Following is a step-by-step overview to help families and staff better understand the District’s process for investigating reported COVID-19 cases, contact tracing and quarantining:

1. COVID-19 cases are reported 24/7, including evenings, weekends and holidays.
As calls come in, Executive Director of Pupil Personnel Services Karen Tesik, Ed.D. and Director of Staff Relations Joseph Lloyd, Ph.D. mobilize the District’s contact tracing team, which is composed of our school nurses and school social workers. (Find information about how to report COVID-19 cases here.)

2. The length and extent of case investigation varies with each case.
Fully-remote students and teleworking staff are required to report if they test positive, but no contact tracing may be required for those cases.
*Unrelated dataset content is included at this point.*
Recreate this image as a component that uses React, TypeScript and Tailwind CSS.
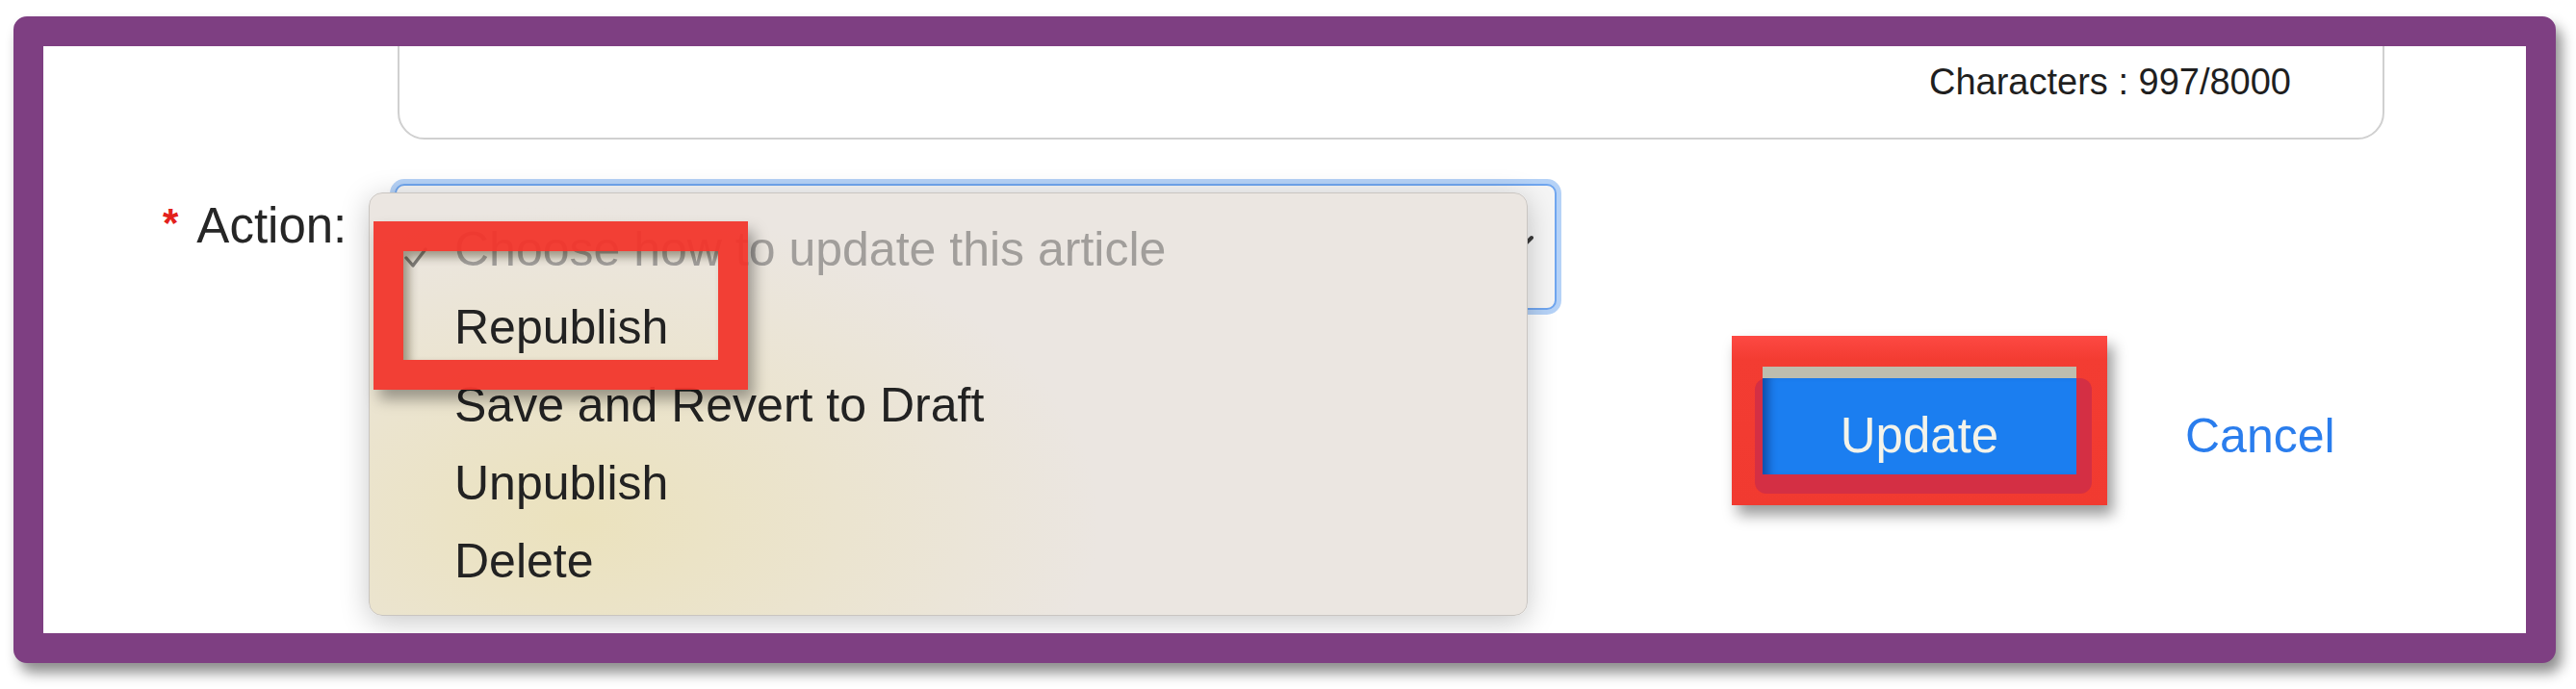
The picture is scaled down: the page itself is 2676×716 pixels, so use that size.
const items = ['Republish', 'Save and Revert to Draft', 'Unpublish', 'Delete'];

function Check() {
  return (
    <svg width="24" height="22" viewBox="0 0 24 22" fill="none">
      <path d="M2 11 L9 19 L22 2" stroke="#7f7d7a" strokeWidth="3.4" strokeLinecap="round" strokeLinejoin="round" />
    </svg>
  );
}

function ActionMenu() {
  return (
    <div className="absolute left-[-29px] top-[7px] w-[1204px] h-[440px] rounded-[14px] border border-[#c9c5c1] bg-[radial-gradient(ellipse_45%_75%_at_18%_78%,#ebe2bd_0%,#ebe6e1_100%)] shadow-[0_6px_30px_rgba(0,0,0,0.22)] pt-[18px]">
      <div className="flex items-start h-[81px]">
        <div className="w-[88px] shrink-0 pl-[36px] pt-[38px]">
          <Check />
        </div>
        <span className="text-[50px] leading-[81px] text-[#a19e9b] whitespace-nowrap">
          Choose how to update this article
        </span>
      </div>
      {items.map((label) => (
        <div key={label} className="flex items-start h-[81px]">
          <div className="w-[88px] shrink-0" />
          <span className="text-[50px] leading-[81px] text-[#222222] whitespace-nowrap">{label}</span>
        </div>
      ))}

      {/* annotation box round Republish */}
      <div className="absolute left-[4px] top-[29px] w-[389px] h-[175px] border-[31px] border-[#f2342af0] shadow-[inset_6px_6px_10px_rgba(40,30,0,0.4),6px_10px_14px_rgba(0,0,0,0.35)]" />
    </div>
  );
}

export default function App() {
  return (
    <div className="w-[2676px] h-[716px] bg-white pt-[17px] pl-[14px] font-['Liberation_Sans',Arial,sans-serif]">
      <div className="w-[2641px] h-[672px] rounded-[14px] border-[31px] border-[#7e3f82] bg-white shadow-[6px_10px_14px_rgba(0,0,0,0.45)]">
        <div className="relative h-full w-full overflow-hidden flex flex-col">
          {/* bottom of the description textarea */}
          <div className="ml-[368px] -mt-[40px] h-[137px] w-[2064px] shrink-0 rounded-[28px] border-2 border-[#d0d0d0] flex justify-end items-start pt-[56px] pr-[95px]">
            <span className="text-[38px] leading-[38px] text-[#1f1f1f]">Characters : 997/8000</span>
          </div>

          {/* action row */}
          <div className="mt-[46px] flex items-start shrink-0">
            <div className="w-[365px] shrink-0 flex items-start pl-[124px]">
              <span className="mt-[20px] text-[42px] leading-[42px] font-bold text-[#e3211c]">*</span>
              <span className="ml-[19px] mt-[18px] text-[51px] leading-[51px] text-[#262626]">Action:</span>
            </div>
            <div className="relative w-[1207px] h-[131px] rounded-[10px] border-2 border-[#70a6ef] bg-[#f5f5f5] shadow-[0_0_0_5px_#b5d2f7]">
              <svg className="absolute right-[20px] top-[50px]" width="30" height="20" viewBox="0 0 30 20" fill="none">
                <path d="M4 4 L15 15 L26 4" stroke="#3a3a3a" strokeWidth="4" strokeLinecap="round" strokeLinejoin="round" />
              </svg>
              <ActionMenu />
            </div>
          </div>

          {/* buttons row */}
          <div className="mt-[27px] flex items-start shrink-0">
            <div className="relative ml-[1754px] w-[390px] h-[176px] bg-[linear-gradient(180deg,#fd4943_0%,#f33c32_14%,#f13a30_100%)] shadow-[6px_10px_14px_rgba(0,0,0,0.4)]">
              <div className="absolute left-[24px] top-[44px] w-[350px] h-[120px] rounded-[12px] bg-[#d42f44]" />
              <div className="absolute left-[32px] top-[32px] w-[326px] h-[112px] flex flex-col">
                <div className="h-[12px] bg-[#bebdae]" />
                <div className="flex-1 bg-[#1b7ef0] shadow-[inset_12px_0_10px_-6px_rgba(0,20,80,0.45)] flex justify-center pt-[34px]">
                  <span className="text-[51px] leading-[51px] text-[#f3f3ea]">Update</span>
                </div>
              </div>
            </div>
            <span className="ml-[81px] mt-[79px] text-[50px] leading-[50px] text-[#2a7ded]">Cancel</span>
          </div>
        </div>
      </div>
    </div>
  );
}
For in-person hybrid learning students and in-person staff, as well as athletes and coaches, extensive contact tracing may be required. The first step is to reach out to building administrators, teachers and coaches to determine where the individual was at every point during their school day on the determined exposure dates. Did they ride the bus? Are they an elementary school student or a secondary school student who has classes throughout the building? Where and with whom did the individual eat lunch? Did they participate in sports practice or competition?

3. Once the team has established where the individual had been during the exposure dates, the next step is to apply the quarantine guidelines established by the Rockland County Department of Health and begin contact tracing.
The District alerts the RC DOH when a case is reported and must follow their policy regarding who should be quarantined. The updated guidelines released in February have helped to reduce the number of students and staff quarantined to those within six feet of the individual who tested positive for 10 minutes or more as long as the entire class was fully masked and the positive individual didn’t not move around the classroom. Additional requirements apply; read the full guidance here.

4. As contact tracing gets underway, the team is able to assess impact.
At that point, it is determined how long contact tracing notification calls will take based on the number of identified contacts and what time contact tracing calls begin, the extent of the staffing impact and whether sufficient and in-person coverage is available for those required to quarantine. School leaders rely on this information to decide whether the school is able to safely remain open for hybrid in-person learning or must shift temporarily to fully-remote operation.

5. Once the impact has been assessed, the District communicates with families and staff.
A district-wide e-blast is sent and an update is posted to the COVID-19 Reporting webpage. UPDATED (3/11/21): English and Spanish robocalls are made to the families and staff of the impacted school only if the school must transition temporarily to fully-remote learning.